Your goal:
Starting with the first line below, extract each line through the one that contains "import React from", inclusive, excluding pictures.

Rows:
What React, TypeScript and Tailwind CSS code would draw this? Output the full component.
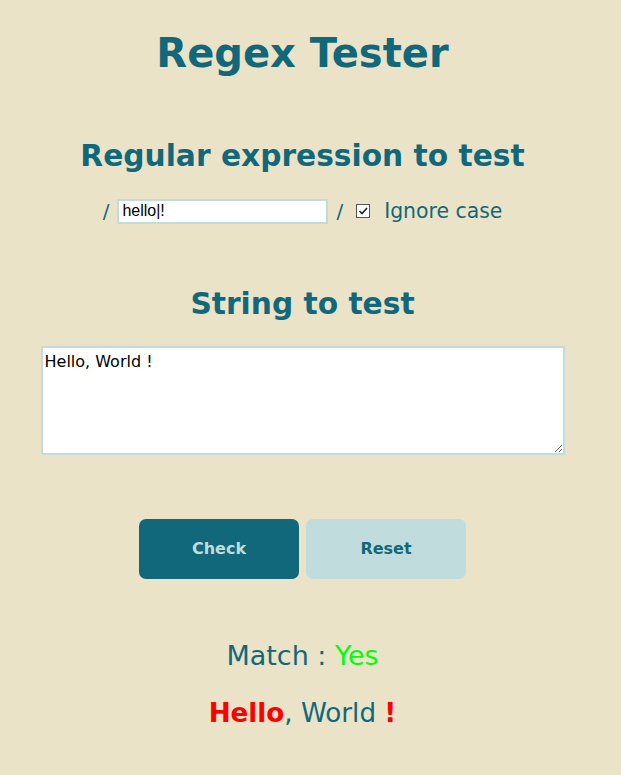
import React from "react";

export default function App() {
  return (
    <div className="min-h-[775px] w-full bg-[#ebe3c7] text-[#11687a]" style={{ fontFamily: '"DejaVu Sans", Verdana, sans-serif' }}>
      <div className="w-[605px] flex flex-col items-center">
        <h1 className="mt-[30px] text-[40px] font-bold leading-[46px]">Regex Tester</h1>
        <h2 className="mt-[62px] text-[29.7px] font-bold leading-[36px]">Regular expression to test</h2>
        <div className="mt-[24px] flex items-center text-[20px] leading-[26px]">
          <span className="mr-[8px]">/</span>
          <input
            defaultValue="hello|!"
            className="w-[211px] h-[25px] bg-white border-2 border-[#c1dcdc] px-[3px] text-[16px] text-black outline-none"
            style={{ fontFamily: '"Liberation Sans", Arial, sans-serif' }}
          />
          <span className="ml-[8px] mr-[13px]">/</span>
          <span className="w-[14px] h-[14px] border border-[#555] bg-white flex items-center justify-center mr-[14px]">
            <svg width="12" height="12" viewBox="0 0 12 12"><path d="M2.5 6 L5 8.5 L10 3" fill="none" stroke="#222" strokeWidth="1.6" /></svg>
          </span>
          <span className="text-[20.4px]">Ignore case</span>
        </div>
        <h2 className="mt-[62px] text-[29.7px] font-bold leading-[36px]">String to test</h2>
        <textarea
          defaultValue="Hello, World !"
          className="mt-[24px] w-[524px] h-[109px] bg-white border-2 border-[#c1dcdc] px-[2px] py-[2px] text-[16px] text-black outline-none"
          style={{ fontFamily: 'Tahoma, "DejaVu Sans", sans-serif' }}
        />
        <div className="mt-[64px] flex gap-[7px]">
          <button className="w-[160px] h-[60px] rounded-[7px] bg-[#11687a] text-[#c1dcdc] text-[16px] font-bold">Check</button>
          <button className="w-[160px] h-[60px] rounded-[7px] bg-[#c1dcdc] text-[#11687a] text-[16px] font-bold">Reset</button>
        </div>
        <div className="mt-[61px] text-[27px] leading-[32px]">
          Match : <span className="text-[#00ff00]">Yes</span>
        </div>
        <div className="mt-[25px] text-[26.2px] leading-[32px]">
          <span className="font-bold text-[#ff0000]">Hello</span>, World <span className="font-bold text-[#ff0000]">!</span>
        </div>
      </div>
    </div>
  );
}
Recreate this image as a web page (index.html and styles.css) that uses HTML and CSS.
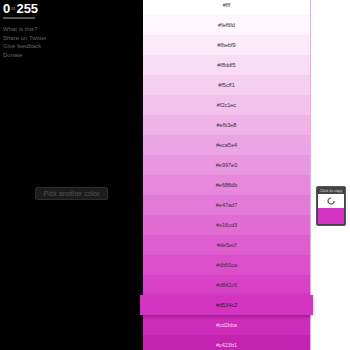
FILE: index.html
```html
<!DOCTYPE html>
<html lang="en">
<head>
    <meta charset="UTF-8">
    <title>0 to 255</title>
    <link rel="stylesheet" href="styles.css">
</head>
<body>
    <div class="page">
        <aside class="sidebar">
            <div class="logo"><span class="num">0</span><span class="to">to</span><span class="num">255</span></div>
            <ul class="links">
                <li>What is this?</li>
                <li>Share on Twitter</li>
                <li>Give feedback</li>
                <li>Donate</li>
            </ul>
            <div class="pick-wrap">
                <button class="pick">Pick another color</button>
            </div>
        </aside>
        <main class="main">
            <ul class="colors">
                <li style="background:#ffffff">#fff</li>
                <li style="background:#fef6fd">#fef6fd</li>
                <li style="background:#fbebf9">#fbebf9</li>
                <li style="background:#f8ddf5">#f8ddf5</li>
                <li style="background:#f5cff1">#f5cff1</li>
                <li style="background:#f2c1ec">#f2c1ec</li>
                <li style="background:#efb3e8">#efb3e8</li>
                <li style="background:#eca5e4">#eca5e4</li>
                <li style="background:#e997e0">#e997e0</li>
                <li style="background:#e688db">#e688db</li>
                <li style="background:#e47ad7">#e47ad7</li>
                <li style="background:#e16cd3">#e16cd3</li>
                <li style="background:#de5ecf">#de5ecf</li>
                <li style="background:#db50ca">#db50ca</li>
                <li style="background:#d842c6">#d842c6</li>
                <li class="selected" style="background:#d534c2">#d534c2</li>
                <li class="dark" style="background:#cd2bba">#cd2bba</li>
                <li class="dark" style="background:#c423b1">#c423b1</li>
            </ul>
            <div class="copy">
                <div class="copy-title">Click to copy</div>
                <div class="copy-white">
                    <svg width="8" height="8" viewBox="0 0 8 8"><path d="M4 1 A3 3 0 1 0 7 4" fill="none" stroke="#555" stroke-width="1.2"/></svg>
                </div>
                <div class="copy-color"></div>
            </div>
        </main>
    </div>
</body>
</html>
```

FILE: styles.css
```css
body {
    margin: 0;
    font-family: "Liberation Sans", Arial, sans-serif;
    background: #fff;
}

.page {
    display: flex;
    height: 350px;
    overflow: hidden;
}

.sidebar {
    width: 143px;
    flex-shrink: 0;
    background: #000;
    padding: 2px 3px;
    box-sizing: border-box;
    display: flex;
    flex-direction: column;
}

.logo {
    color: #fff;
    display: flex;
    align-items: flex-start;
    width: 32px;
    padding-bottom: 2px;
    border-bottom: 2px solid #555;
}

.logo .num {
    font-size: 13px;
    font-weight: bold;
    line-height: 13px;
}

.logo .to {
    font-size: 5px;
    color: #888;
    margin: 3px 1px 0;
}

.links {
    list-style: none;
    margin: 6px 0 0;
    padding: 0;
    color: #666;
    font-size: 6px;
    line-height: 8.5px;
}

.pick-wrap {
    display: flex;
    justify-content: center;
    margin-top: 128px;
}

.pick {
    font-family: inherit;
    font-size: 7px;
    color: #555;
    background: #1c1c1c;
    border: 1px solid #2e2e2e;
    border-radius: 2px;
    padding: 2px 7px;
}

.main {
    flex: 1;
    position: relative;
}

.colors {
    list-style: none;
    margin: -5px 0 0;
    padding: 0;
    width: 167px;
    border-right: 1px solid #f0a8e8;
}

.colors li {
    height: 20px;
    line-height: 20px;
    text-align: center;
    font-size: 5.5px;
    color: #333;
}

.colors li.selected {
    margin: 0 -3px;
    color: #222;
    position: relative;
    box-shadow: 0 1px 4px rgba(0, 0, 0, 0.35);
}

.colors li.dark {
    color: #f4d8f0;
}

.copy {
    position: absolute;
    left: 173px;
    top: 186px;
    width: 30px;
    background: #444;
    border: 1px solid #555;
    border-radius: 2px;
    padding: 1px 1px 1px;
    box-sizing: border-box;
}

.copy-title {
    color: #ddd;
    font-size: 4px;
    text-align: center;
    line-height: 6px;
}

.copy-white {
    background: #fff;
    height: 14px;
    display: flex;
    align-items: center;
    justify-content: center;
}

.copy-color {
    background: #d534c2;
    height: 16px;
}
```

Completed task:
What React, TypeScript and Tailwind CSS code would draw this? Output the full component.
import React from "react";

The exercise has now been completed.